▶ TASK PROMPT
Locate and copy each line in the data that contains the word "index".

** START COLLECTED DATA **

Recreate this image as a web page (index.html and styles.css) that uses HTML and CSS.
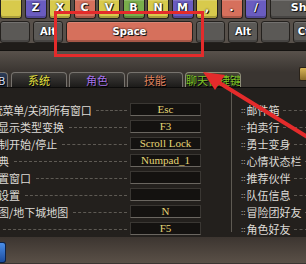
FILE: index.html
```html
<!DOCTYPE html>
<html lang="zh">
<head>
    <meta charset="UTF-8">
    <meta name="viewport" content="width=device-width, initial-scale=1.0">
    <title>快捷键设置</title>
    <link rel="stylesheet" href="styles.css">
</head>
<body>
    <div class="screen">
        <div class="keyboard">
            <div class="krow top">
                <div class="key yellow"></div>
                <div class="key blue">Z</div>
                <div class="key yellow">X</div>
                <div class="key red">C</div>
                <div class="key yellow">V</div>
                <div class="key green">B</div>
                <div class="key yellow">N</div>
                <div class="key blue">M</div>
                <div class="key yellow">,</div>
                <div class="key red">.</div>
                <div class="key blue">/</div>
                <div class="key gray shift">Shift</div>
            </div>
            <div class="krow bottom">
                <div class="key gray w30"></div>
                <div class="key gray w30">Alt</div>
                <div class="key red space">Space</div>
                <div class="key gray w29"></div>
                <div class="key gray w30">Alt</div>
                <div class="key gray w29"></div>
                <div class="key gray w30">Ctrl</div>
            </div>
            <div class="kbase"></div>
        </div>

        <div class="tabs">
            <div class="tab stub">B</div>
            <div class="tab t-sys">系统</div>
            <div class="tab t-char">角色</div>
            <div class="tab t-skill">技能</div>
            <div class="tab t-chat on">聊天快捷键</div>
            <div class="corner-btn"></div>
        </div>

        <div class="panel">
            <div class="col-left">
                <div class="row"><span class="label first">統菜单/关闭所有窗口</span><span class="lead"></span><span class="kbox">Esc</span></div>
                <div class="row"><span class="label">显示类型变换</span><span class="lead"></span><span class="kbox">F3</span></div>
                <div class="row"><span class="label">制开始/停止</span><span class="lead"></span><span class="kbox">Scroll Lock</span></div>
                <div class="row"><span class="label">典</span><span class="lead"></span><span class="kbox">Numpad_1</span></div>
                <div class="row"><span class="label">置窗口</span><span class="lead"></span><span class="kbox"></span></div>
                <div class="row"><span class="label">设置</span><span class="lead"></span><span class="kbox"></span></div>
                <div class="row"><span class="label">图/地下城地图</span><span class="lead"></span><span class="kbox">N</span></div>
                <div class="row"><span class="label"></span><span class="lead"></span><span class="kbox">F5</span></div>
            </div>
            <div class="col-right">
                <div class="ritem"><span class="dots">::</span><span class="rlabel">邮件箱</span><span class="lead"></span></div>
                <div class="ritem"><span class="dots">::</span><span class="rlabel">拍卖行</span><span class="lead"></span></div>
                <div class="ritem"><span class="dots">::</span><span class="rlabel">勇士变身</span><span class="lead"></span></div>
                <div class="ritem"><span class="dots">::</span><span class="rlabel">心情状态栏</span><span class="lead"></span></div>
                <div class="ritem"><span class="dots">::</span><span class="rlabel">推荐伙伴</span><span class="lead"></span></div>
                <div class="ritem"><span class="dots">::</span><span class="rlabel">队伍信息</span><span class="lead"></span></div>
                <div class="ritem"><span class="dots">::</span><span class="rlabel">冒险团好友</span><span class="lead"></span></div>
                <div class="ritem"><span class="dots">::</span><span class="rlabel">角色好友</span><span class="lead"></span></div>
            </div>
        </div>

        <div class="foot">
            <div class="bluebtn"></div>
        </div>

        <!-- red markup drawn over the screenshot -->
        <svg class="markup" width="306" height="264" viewBox="0 0 306 264">
            <rect x="55.5" y="12.5" width="147" height="43" fill="none" stroke="#e42b2b" stroke-width="3"/>
            <line x1="218" y1="82" x2="322" y2="146" stroke="#e42b2b" stroke-width="4"/>
            <polygon points="203,72 215,90 225,75" fill="#e42b2b"/>
        </svg>
    </div>
</body>
</html>
```

FILE: styles.css
```css
body{
    margin: 0;
    background: #2a2622;
    font-family: "Noto Sans CJK SC", "Noto Sans", sans-serif;
}
.screen{
    position: relative;
    width: 306px;
    height: 264px;
    overflow: hidden;
    background: linear-gradient(#57504a 52px, #3a3531 72px);
}
.krow{
    display: flex;
}
.top{
    gap: 2.5px;
}
.bottom{
    gap: 3px;
    margin-top: 2px;
}
.key{
    flex: none;
    box-sizing: border-box;
    border: 1px solid #24211e;
    color: #fff;
    font-family: "DejaVu Sans", sans-serif;
    font-weight: bold;
    text-align: center;
    text-shadow: 0 0 2px #000, 1px 1px 0 #1a1a1a;
    box-shadow: inset 0 -2px 0 rgba(0, 0, 0, 0.22), inset 0 1px 0 rgba(255, 255, 255, 0.15);
    white-space: nowrap;
    overflow: hidden;
}
.top .key{
    width: 22px;
    height: 19px;
    border-top: none;
    border-radius: 0 0 3px 3px;
    padding-top: 2px;
    font-size: 11px;
    line-height: 11px;
}
.bottom .key{
    height: 22px;
    border-radius: 3px;
    font-size: 10px;
    line-height: 20px;
}
.yellow{ background: #d8ca4c; }
.blue{ background: #6a5cc0; }
.red{ background: #d6705c; }
.green{ background: #79ae4b; }
.gray{ background: #5b5956; }
.top .shift{
    width: 72px;
}
.w30{ width: 30px; }
.w29{ width: 29px; }
.space{ width: 127px; }
.kbase{
    height: 7px;
    background: #1f1c19;
    border-bottom: 1px solid #141210;
}

.tabs{
    display: flex;
    align-items: flex-end;
    gap: 2px;
    height: 16px;
    margin-top: 20px;
    border-bottom: 1px solid #0d0c0b;
}
.tab{
    width: 56px;
    height: 15px;
    box-sizing: border-box;
    border: 1px solid #77736e;
    border-bottom: none;
    border-radius: 4px 4px 0 0;
    background: linear-gradient(#3f3d3a, #1c1b1a);
    font-size: 11px;
    line-height: 15px;
    text-align: center;
    text-shadow: 1px 1px 0 #000;
    white-space: nowrap;
    overflow: hidden;
}
.tab.stub{
    width: 8px;
    margin-right: 1px;
    border-left: none;
    border-radius: 0 4px 0 0;
    background: linear-gradient(#2c3c58, #18202e);
    color: #d8e4ff;
    text-indent: -4px;
}
.t-sys{ color: #e4e03c; }
.t-char{ color: #a472ea; }
.t-skill{ color: #e0825e; }
.t-chat{ color: #7cc424; }
.tab.on{
    background: linear-gradient(#464636, #24241c);
    border-color: #8e8e78;
}
.corner-btn{
    margin-left: auto;
    margin-bottom: 6px;
    width: 7px;
    height: 14px;
    box-sizing: border-box;
    background: linear-gradient(#d8b456, #8a6a28);
    border: 1px solid #2a2218;
    border-right: none;
    border-radius: 2px 0 0 2px;
}

.panel{
    display: flex;
    height: 149px;
    padding-top: 4px;
    box-sizing: border-box;
    background: #23201d;
}
.col-left{
    width: 201px;
    flex: none;
    padding-top: 11px;
}
.row{
    display: flex;
    align-items: center;
    height: 13px;
    margin-bottom: 4px;
}
.label{
    margin-left: -2px;
    font-size: 11px;
    color: #dedbd6;
    white-space: nowrap;
}
.label.first{
    margin-left: -8px;
    letter-spacing: -0.4px;
}
.lead{
    flex: 1;
    height: 0;
    margin: 1px 3px 0 5px;
    border-bottom: 1px dashed #5e5a54;
}
.kbox{
    width: 71px;
    height: 13px;
    box-sizing: border-box;
    background: #141210;
    border: 1px solid #3a3733;
    border-bottom-color: #6a6660;
    color: #e6d676;
    font-family: "Liberation Serif", serif;
    font-size: 11px;
    line-height: 11px;
    text-align: center;
    white-space: nowrap;
    overflow: hidden;
}
.col-right{
    flex: 1;
    height: 140px;
    margin-left: 30px;
    padding: 11px 0 0 9px;
    box-sizing: border-box;
    border-left: 1px solid #5e5a53;
}
.ritem{
    display: flex;
    align-items: center;
    height: 13px;
    margin-bottom: 4px;
    white-space: nowrap;
}
.dots{
    font-size: 8px;
    color: #bcb8b2;
    margin-right: 1px;
}
.rlabel{
    font-size: 11px;
    color: #dedbd6;
}
.ritem .lead{
    margin: 1px -2px 0 4px;
}

.foot{
    height: 26px;
    padding-top: 5px;
    box-sizing: border-box;
    background: linear-gradient(#3c3530, #5a5047);
}
.bluebtn{
    width: 6px;
    height: 21px;
    box-sizing: border-box;
    background: linear-gradient(#4a8ee8, #1c4c9e);
    border: 1px solid #0c2248;
    border-left: none;
    border-radius: 0 3px 3px 0;
}
.markup{
    position: absolute;
    top: 0;
    left: 0;
    pointer-events: none;
}
```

** END COLLECTED DATA **

▶ OUTPUT FOR THIS EXERCISE
Recreate this image as a web page (index.html and styles.css) that uses HTML and CSS.
FILE: index.html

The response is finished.